What is the number of lines containing the word "React"? Please answer with that number and nothing more.
# Start of Information shown
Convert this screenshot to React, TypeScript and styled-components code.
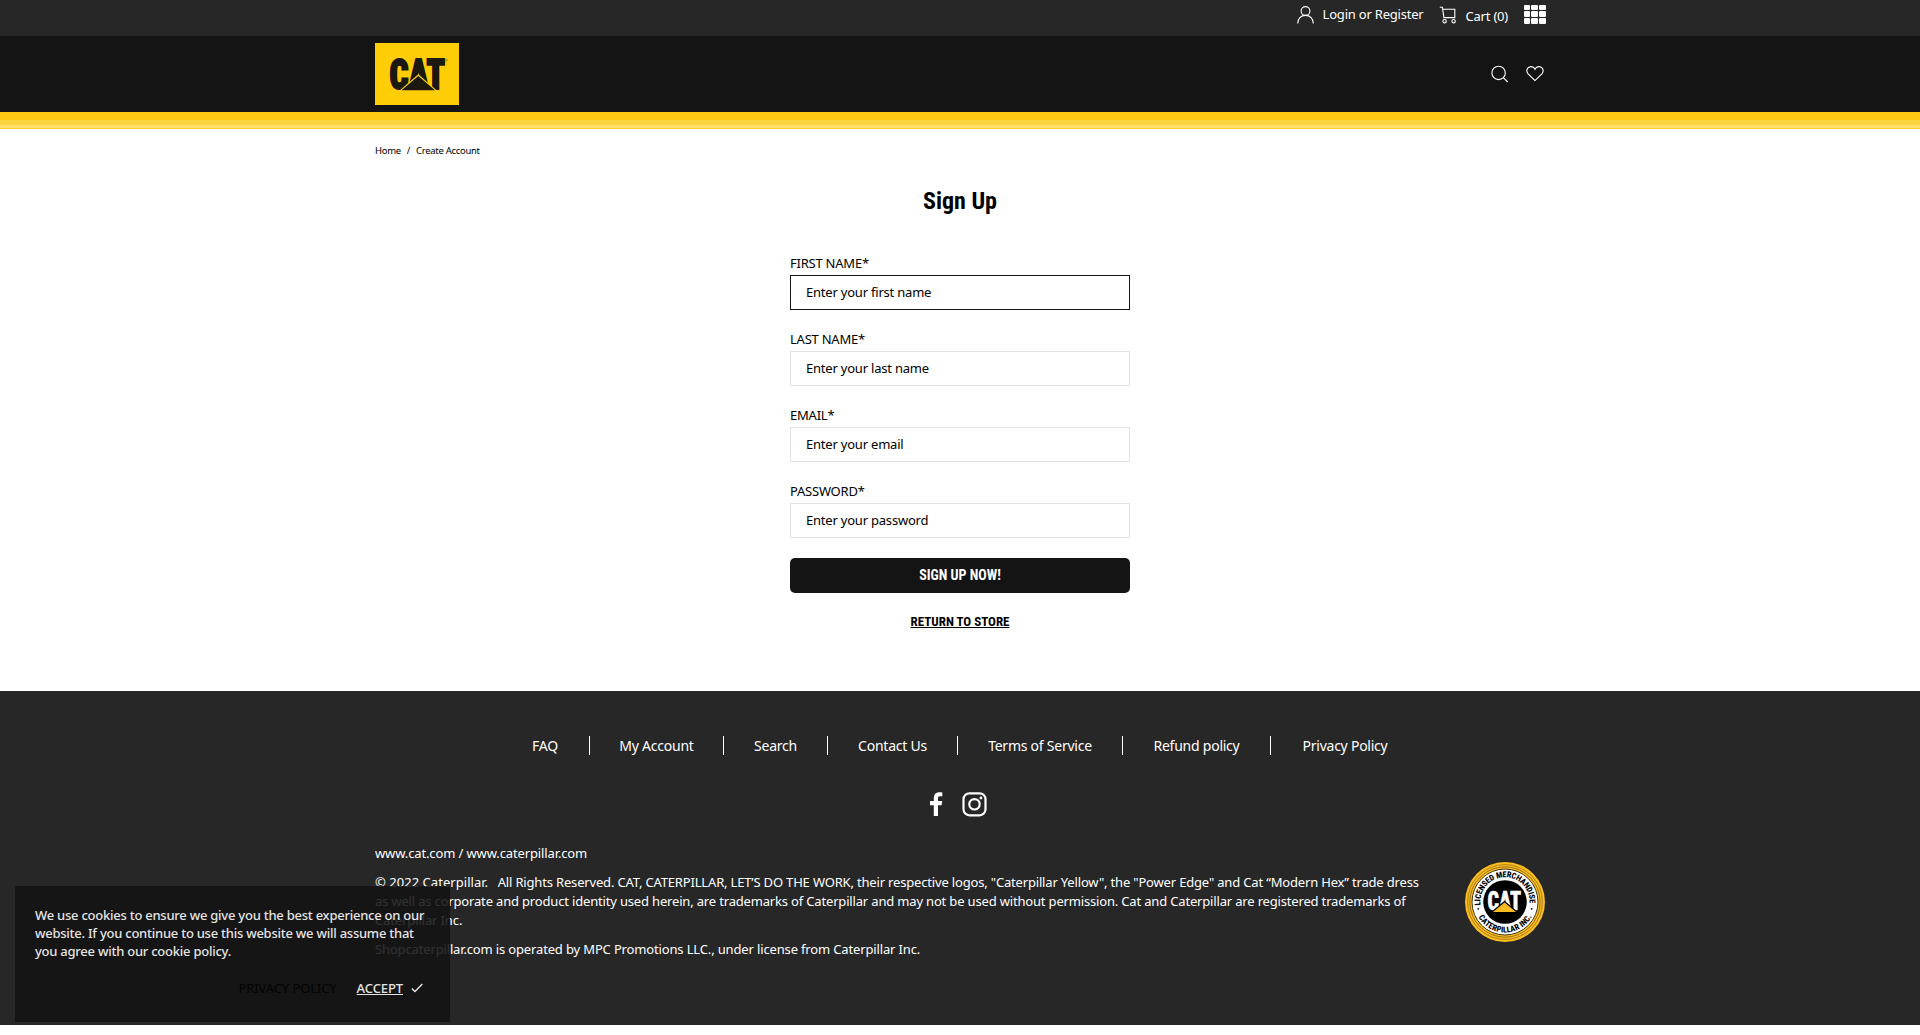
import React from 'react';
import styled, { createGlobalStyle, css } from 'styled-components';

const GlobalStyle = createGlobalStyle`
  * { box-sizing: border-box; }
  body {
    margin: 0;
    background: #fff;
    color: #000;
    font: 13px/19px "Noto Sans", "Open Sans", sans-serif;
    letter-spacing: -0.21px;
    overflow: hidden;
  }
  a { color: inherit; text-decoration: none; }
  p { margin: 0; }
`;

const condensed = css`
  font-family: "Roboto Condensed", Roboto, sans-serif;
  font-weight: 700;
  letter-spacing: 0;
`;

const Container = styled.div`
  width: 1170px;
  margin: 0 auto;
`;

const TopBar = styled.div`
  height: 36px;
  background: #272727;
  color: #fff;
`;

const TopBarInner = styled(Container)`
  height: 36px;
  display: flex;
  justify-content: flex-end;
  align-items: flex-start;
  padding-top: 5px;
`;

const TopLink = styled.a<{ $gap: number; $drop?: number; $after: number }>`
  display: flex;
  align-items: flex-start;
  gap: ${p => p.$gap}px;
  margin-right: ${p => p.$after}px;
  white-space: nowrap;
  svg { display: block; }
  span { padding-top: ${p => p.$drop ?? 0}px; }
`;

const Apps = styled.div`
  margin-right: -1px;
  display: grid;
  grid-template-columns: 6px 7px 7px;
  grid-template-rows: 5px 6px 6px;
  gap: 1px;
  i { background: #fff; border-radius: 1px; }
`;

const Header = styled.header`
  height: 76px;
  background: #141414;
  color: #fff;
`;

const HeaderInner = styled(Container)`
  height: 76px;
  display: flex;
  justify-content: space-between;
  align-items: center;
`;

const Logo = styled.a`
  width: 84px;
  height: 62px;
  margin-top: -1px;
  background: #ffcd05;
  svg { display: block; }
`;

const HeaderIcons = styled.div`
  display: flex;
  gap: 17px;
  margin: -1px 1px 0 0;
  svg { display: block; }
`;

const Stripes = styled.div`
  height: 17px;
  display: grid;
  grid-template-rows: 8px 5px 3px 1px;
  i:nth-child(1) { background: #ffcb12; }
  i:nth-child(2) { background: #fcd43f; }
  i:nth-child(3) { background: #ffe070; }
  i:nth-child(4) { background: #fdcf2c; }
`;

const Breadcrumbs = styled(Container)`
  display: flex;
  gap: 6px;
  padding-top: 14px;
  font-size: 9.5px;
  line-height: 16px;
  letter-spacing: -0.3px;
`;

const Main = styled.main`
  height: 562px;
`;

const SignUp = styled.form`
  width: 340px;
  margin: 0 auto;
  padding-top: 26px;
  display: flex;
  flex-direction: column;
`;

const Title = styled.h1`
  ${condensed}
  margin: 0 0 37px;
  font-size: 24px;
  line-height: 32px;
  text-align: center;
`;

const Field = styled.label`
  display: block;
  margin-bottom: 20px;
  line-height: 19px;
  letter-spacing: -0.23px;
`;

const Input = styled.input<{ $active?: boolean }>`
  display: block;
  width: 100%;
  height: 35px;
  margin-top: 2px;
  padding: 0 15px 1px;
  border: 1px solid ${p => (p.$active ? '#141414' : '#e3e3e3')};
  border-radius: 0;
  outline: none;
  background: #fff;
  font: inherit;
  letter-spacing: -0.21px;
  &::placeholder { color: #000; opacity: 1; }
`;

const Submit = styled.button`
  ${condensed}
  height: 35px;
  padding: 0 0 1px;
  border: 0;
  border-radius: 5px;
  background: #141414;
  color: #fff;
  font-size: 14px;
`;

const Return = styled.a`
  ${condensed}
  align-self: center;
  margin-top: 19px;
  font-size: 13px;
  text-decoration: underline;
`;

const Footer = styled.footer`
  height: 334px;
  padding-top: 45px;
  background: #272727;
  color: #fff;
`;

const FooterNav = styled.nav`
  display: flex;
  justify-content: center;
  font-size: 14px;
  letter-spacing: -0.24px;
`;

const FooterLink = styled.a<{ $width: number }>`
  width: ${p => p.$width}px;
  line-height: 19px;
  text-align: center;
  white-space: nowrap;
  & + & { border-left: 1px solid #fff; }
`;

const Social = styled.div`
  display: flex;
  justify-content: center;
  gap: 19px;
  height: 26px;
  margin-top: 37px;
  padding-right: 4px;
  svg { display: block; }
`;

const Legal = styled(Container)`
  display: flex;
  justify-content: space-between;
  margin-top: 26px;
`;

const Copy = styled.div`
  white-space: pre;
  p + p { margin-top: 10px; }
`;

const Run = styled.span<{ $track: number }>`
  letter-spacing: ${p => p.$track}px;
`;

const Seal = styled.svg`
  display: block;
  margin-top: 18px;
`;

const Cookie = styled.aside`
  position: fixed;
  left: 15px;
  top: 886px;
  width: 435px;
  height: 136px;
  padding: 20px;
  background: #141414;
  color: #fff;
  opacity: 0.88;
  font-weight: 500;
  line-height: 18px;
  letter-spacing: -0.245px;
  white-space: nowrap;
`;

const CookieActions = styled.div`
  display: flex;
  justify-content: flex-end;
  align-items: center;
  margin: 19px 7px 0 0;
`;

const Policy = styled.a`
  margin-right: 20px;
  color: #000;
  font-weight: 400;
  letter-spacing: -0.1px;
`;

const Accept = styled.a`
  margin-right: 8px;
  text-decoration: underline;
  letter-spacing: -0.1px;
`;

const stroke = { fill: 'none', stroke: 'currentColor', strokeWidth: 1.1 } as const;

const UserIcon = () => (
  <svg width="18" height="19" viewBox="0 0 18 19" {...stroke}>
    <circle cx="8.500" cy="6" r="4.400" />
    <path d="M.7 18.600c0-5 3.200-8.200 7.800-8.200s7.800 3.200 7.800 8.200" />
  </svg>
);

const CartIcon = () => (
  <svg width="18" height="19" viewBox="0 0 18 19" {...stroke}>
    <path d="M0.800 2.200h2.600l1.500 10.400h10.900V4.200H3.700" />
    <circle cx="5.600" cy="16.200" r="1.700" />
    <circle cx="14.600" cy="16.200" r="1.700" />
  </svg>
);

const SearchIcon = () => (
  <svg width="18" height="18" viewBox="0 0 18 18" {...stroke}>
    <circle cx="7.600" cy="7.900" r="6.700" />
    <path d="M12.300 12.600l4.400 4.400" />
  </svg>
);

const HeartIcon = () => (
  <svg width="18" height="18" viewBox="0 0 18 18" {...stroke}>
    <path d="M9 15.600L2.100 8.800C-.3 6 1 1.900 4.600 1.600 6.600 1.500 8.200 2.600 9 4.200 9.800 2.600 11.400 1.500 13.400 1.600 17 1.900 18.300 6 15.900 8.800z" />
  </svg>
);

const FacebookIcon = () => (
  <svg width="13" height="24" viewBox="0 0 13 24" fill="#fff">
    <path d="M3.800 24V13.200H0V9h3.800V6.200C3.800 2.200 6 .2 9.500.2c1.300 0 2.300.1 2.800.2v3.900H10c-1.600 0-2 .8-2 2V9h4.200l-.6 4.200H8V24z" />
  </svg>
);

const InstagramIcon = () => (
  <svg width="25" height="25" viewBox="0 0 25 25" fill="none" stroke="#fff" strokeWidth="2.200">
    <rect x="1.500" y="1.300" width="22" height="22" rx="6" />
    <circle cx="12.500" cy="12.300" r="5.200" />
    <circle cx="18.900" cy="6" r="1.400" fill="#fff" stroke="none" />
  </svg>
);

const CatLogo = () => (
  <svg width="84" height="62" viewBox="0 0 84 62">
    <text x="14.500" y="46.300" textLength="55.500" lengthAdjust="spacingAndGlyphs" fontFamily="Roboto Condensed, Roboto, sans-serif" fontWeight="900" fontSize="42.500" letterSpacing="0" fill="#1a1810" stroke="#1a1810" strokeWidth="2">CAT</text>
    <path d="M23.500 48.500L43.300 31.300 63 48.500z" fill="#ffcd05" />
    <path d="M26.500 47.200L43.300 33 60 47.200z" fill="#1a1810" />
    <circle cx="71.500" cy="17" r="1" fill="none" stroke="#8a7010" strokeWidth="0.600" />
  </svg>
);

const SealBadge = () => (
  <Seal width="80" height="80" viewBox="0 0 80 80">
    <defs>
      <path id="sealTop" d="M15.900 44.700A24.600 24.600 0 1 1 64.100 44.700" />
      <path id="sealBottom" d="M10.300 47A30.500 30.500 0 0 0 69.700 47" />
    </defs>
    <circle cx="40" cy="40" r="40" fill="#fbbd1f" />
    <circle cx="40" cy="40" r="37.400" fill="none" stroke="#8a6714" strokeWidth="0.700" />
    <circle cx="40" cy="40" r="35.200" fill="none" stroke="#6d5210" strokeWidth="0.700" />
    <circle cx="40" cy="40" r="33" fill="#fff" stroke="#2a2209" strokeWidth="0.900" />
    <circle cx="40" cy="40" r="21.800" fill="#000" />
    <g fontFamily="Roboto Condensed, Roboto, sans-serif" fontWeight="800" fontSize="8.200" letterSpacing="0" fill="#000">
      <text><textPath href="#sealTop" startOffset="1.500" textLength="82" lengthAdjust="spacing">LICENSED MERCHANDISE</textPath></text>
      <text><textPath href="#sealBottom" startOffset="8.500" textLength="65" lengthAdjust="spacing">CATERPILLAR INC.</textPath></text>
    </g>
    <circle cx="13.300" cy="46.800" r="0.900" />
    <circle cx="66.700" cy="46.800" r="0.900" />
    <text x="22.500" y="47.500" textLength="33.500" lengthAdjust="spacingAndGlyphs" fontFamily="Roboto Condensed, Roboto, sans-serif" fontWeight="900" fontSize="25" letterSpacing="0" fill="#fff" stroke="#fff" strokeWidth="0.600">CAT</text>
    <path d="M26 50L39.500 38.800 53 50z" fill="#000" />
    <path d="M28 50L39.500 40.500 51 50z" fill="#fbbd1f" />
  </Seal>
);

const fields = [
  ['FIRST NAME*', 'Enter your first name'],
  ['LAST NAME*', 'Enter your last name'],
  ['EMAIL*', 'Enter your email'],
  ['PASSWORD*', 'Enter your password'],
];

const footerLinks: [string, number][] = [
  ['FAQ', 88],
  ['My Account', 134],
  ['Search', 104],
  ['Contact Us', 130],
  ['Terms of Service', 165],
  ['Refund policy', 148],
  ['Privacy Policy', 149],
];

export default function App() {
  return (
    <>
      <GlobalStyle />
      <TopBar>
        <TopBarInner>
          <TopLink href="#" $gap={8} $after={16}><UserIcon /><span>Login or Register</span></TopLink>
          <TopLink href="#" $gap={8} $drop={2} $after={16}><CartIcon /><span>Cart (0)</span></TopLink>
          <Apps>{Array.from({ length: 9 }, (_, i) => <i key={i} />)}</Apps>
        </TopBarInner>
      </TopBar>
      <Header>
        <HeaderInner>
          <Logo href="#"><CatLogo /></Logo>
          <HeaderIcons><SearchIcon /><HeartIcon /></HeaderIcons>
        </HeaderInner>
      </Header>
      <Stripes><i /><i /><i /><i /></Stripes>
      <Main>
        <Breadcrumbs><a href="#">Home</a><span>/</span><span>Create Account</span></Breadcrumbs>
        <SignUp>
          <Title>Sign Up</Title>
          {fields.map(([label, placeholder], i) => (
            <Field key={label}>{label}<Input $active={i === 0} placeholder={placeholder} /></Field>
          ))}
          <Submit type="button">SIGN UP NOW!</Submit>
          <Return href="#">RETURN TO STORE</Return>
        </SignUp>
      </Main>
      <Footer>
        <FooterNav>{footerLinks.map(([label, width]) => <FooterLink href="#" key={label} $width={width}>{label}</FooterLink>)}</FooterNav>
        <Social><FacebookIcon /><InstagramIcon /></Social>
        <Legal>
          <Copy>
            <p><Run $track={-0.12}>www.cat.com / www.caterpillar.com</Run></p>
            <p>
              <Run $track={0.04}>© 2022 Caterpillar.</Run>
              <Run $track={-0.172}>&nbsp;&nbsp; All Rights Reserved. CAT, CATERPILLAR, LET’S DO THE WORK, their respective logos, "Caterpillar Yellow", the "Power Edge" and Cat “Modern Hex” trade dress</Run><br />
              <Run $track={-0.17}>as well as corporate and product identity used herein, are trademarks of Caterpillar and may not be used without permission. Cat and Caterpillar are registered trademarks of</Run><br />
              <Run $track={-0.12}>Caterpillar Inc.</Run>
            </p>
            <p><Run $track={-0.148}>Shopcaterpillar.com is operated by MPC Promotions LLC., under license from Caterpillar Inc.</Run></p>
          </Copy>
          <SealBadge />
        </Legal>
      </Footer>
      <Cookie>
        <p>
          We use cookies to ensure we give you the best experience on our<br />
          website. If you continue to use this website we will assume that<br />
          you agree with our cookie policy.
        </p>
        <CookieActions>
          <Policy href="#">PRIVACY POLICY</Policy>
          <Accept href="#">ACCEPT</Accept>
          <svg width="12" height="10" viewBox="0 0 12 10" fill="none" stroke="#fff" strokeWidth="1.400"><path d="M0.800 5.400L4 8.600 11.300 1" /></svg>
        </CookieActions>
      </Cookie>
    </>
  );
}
# End of Information shown
● Full response: 2